Stored entries ▸
###
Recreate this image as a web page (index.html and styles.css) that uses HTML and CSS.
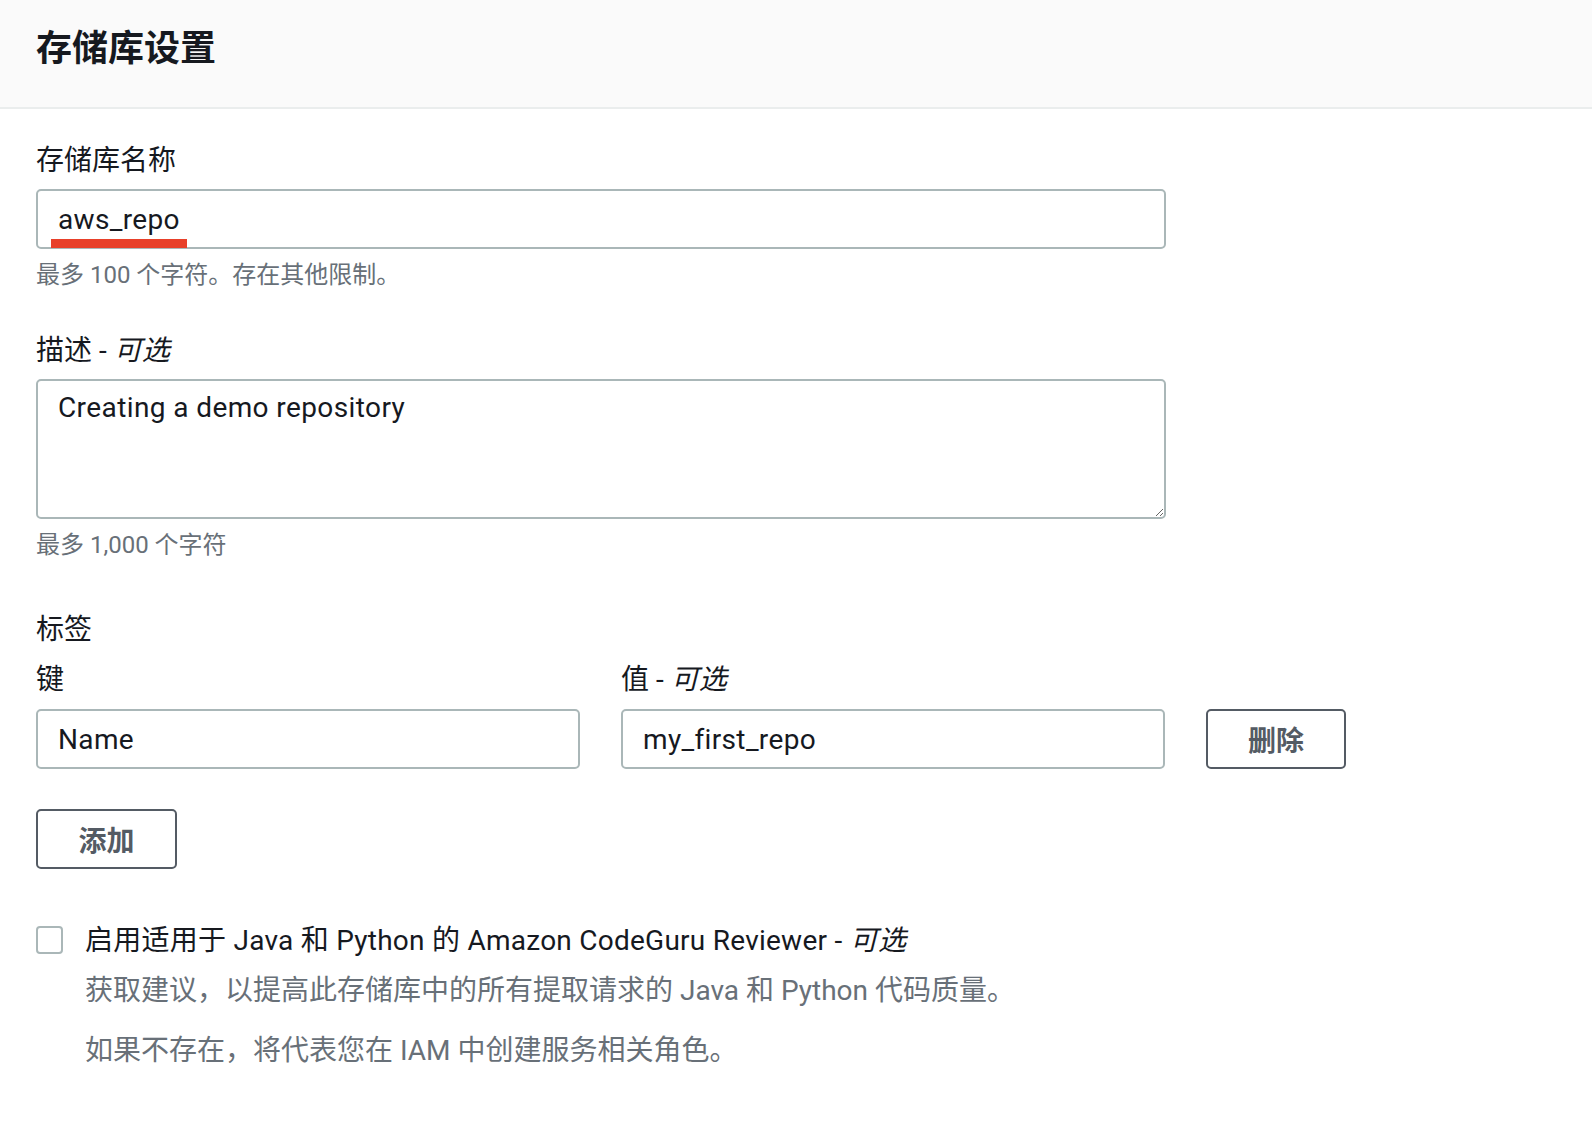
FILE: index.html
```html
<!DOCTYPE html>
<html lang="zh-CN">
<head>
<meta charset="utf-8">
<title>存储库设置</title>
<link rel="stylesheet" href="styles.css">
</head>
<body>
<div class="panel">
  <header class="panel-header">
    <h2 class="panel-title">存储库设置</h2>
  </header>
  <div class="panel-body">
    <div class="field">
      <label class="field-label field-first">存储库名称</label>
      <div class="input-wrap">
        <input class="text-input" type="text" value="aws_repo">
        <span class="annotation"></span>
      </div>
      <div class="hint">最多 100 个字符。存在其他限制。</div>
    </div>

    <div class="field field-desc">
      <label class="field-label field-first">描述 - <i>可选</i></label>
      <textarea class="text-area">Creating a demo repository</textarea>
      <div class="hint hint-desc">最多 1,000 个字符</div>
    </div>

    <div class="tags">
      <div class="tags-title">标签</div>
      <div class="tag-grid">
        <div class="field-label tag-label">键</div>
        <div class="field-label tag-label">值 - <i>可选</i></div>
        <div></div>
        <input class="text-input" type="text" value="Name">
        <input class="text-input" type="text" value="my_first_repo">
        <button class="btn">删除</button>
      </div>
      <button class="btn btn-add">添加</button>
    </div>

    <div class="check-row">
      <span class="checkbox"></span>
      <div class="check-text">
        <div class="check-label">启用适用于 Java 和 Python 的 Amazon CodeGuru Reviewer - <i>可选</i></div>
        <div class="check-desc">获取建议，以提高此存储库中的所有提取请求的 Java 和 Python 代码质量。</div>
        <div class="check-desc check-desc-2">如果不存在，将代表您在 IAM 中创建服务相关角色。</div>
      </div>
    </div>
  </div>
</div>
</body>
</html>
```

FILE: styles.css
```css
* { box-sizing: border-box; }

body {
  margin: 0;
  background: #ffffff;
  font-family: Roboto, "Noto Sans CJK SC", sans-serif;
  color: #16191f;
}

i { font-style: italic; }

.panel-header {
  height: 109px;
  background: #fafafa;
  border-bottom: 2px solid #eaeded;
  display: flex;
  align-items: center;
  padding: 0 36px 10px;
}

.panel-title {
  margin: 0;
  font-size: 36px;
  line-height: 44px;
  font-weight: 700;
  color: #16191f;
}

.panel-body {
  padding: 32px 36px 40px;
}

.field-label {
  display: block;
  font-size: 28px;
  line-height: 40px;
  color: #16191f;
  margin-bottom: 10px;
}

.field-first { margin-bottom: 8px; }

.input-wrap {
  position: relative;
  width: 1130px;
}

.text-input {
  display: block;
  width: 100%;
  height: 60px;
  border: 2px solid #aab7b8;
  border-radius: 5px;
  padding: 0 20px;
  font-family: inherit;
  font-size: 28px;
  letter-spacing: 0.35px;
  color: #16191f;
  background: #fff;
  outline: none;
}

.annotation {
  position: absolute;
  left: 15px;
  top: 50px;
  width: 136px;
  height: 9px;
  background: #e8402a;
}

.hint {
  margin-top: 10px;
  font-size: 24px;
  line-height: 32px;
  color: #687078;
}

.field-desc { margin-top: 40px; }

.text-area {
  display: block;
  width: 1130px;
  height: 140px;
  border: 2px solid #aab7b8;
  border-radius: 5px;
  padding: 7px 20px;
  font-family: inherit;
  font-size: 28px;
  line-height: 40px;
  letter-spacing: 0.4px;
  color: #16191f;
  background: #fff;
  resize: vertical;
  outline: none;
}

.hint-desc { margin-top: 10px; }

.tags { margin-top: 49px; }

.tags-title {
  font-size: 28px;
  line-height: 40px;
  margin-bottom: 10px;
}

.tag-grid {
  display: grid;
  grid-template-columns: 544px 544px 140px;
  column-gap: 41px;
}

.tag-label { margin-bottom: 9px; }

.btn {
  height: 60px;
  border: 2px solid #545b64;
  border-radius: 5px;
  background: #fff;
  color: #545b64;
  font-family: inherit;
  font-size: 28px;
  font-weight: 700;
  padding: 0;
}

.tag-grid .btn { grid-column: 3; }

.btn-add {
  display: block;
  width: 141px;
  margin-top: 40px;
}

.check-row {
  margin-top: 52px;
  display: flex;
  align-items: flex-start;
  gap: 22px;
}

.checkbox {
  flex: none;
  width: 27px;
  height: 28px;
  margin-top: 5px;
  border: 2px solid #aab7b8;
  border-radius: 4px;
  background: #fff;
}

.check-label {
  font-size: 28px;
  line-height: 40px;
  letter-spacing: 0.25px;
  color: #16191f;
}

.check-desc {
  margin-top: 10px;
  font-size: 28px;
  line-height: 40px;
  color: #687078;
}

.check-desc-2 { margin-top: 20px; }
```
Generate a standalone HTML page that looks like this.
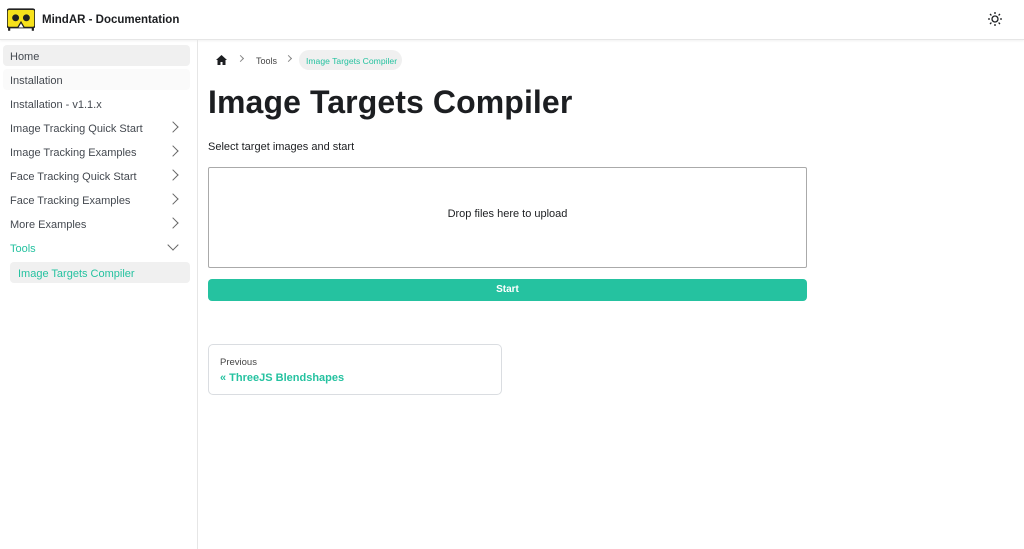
###
Instructions for the task ▸ Copy the material exactly. Do not include the pictures.

Written response ▸
Recreate this image as a web page (index.html and styles.css) that uses HTML and CSS.
FILE: index.html
```html
<!DOCTYPE html>
<html lang="zh-CN">
<head>
<meta charset="utf-8">
<title>存储库设置</title>
<link rel="stylesheet" href="styles.css">
</head>
<body>
<div class="panel">
  <header class="panel-header">
    <h2 class="panel-title">存储库设置</h2>
  </header>
  <div class="panel-body">
    <div class="field">
      <label class="field-label field-first">存储库名称</label>
      <div class="input-wrap">
        <input class="text-input" type="text" value="aws_repo">
        <span class="annotation"></span>
      </div>
      <div class="hint">最多 100 个字符。存在其他限制。</div>
    </div>

    <div class="field field-desc">
      <label class="field-label field-first">描述 - <i>可选</i></label>
      <textarea class="text-area">Creating a demo repository</textarea>
      <div class="hint hint-desc">最多 1,000 个字符</div>
    </div>

    <div class="tags">
      <div class="tags-title">标签</div>
      <div class="tag-grid">
        <div class="field-label tag-label">键</div>
        <div class="field-label tag-label">值 - <i>可选</i></div>
        <div></div>
        <input class="text-input" type="text" value="Name">
        <input class="text-input" type="text" value="my_first_repo">
        <button class="btn">删除</button>
      </div>
      <button class="btn btn-add">添加</button>
    </div>

    <div class="check-row">
      <span class="checkbox"></span>
      <div class="check-text">
        <div class="check-label">启用适用于 Java 和 Python 的 Amazon CodeGuru Reviewer - <i>可选</i></div>
        <div class="check-desc">获取建议，以提高此存储库中的所有提取请求的 Java 和 Python 代码质量。</div>
        <div class="check-desc check-desc-2">如果不存在，将代表您在 IAM 中创建服务相关角色。</div>
      </div>
    </div>
  </div>
</div>
</body>
</html>
```

FILE: styles.css
```css
* { box-sizing: border-box; }

body {
  margin: 0;
  background: #ffffff;
  font-family: Roboto, "Noto Sans CJK SC", sans-serif;
  color: #16191f;
}

i { font-style: italic; }

.panel-header {
  height: 109px;
  background: #fafafa;
  border-bottom: 2px solid #eaeded;
  display: flex;
  align-items: center;
  padding: 0 36px 10px;
}

.panel-title {
  margin: 0;
  font-size: 36px;
  line-height: 44px;
  font-weight: 700;
  color: #16191f;
}

.panel-body {
  padding: 32px 36px 40px;
}

.field-label {
  display: block;
  font-size: 28px;
  line-height: 40px;
  color: #16191f;
  margin-bottom: 10px;
}

.field-first { margin-bottom: 8px; }

.input-wrap {
  position: relative;
  width: 1130px;
}

.text-input {
  display: block;
  width: 100%;
  height: 60px;
  border: 2px solid #aab7b8;
  border-radius: 5px;
  padding: 0 20px;
  font-family: inherit;
  font-size: 28px;
  letter-spacing: 0.35px;
  color: #16191f;
  background: #fff;
  outline: none;
}

.annotation {
  position: absolute;
  left: 15px;
  top: 50px;
  width: 136px;
  height: 9px;
  background: #e8402a;
}

.hint {
  margin-top: 10px;
  font-size: 24px;
  line-height: 32px;
  color: #687078;
}

.field-desc { margin-top: 40px; }

.text-area {
  display: block;
  width: 1130px;
  height: 140px;
  border: 2px solid #aab7b8;
  border-radius: 5px;
  padding: 7px 20px;
  font-family: inherit;
  font-size: 28px;
  line-height: 40px;
  letter-spacing: 0.4px;
  color: #16191f;
  background: #fff;
  resize: vertical;
  outline: none;
}

.hint-desc { margin-top: 10px; }

.tags { margin-top: 49px; }

.tags-title {
  font-size: 28px;
  line-height: 40px;
  margin-bottom: 10px;
}

.tag-grid {
  display: grid;
  grid-template-columns: 544px 544px 140px;
  column-gap: 41px;
}

.tag-label { margin-bottom: 9px; }

.btn {
  height: 60px;
  border: 2px solid #545b64;
  border-radius: 5px;
  background: #fff;
  color: #545b64;
  font-family: inherit;
  font-size: 28px;
  font-weight: 700;
  padding: 0;
}

.tag-grid .btn { grid-column: 3; }

.btn-add {
  display: block;
  width: 141px;
  margin-top: 40px;
}

.check-row {
  margin-top: 52px;
  display: flex;
  align-items: flex-start;
  gap: 22px;
}

.checkbox {
  flex: none;
  width: 27px;
  height: 28px;
  margin-top: 5px;
  border: 2px solid #aab7b8;
  border-radius: 4px;
  background: #fff;
}

.check-label {
  font-size: 28px;
  line-height: 40px;
  letter-spacing: 0.25px;
  color: #16191f;
}

.check-desc {
  margin-top: 10px;
  font-size: 28px;
  line-height: 40px;
  color: #687078;
}

.check-desc-2 { margin-top: 20px; }
```
Generate a standalone HTML page that looks like this.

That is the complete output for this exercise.